Moi aussi je l’aime beaucoup notre Bébel ! Il n’a pas la grosse tête, garde sa gouaille et son rire.
Ça change de nos acteurs et actrices, féaux de la boboïtude gauchisante parisienne.
Ne généralisons pas, même s’il est vrai qu’une majorité des acteurs français est à jeter par la fenêtre (et achétée par la gôche) – il y a sur YT une très belle interview de Gérard Jugneau, effectuée en Suisse dans laquelle, mine de rien et en quelques phrases bien senties, il descend en torche le cinéma sur-subventionné.
« Il (Belmondo) nous rappelle qu’à une époque, le cinéma français ne se complaisait pas dans une longue geignardise immuno-déprimée. Il en voulait, il portait une vision, une envie, un désir de vivre, qui manque cruellement à nos oeuvres depuis que les subventions ont remplacé le chiffre d’affaires produit par les entrées. »
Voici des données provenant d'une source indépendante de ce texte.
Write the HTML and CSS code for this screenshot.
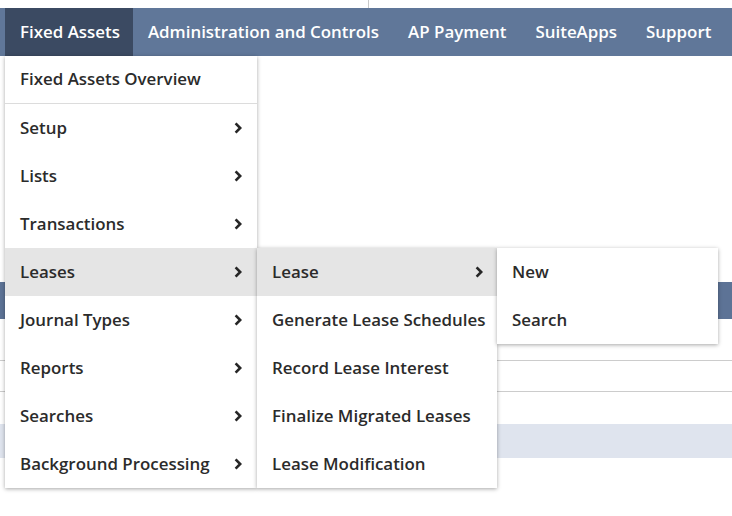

Tout est dit sur le cinéma qui nous distrayait de nos soucis quotidiens, nous amusait, nous entraînait derrière les cascades et le rire de Belmondo. Certes, ce n’était pas un cinéma « cérébral » mais quel plaisir en salle et quelle pêche en fin de séance.
Qui a envie, dans le marasme actuel, d’aller voir des films « sociétaux » ou prise de tête ?
Le cinéma français a eu ses grandes heures et ses grands artistes, hommes et femmes, mondialement connus : ils étaient bons, ils étaient beaux, ils avaient une diction parfaite que la BO ne rendait pas inaudible, ils nous faisaient vivre des aventures que nous ne connaîtrions jamais mais que nous partagions un instant hors du temps.
Qui pourra nous faire rêver désormais ????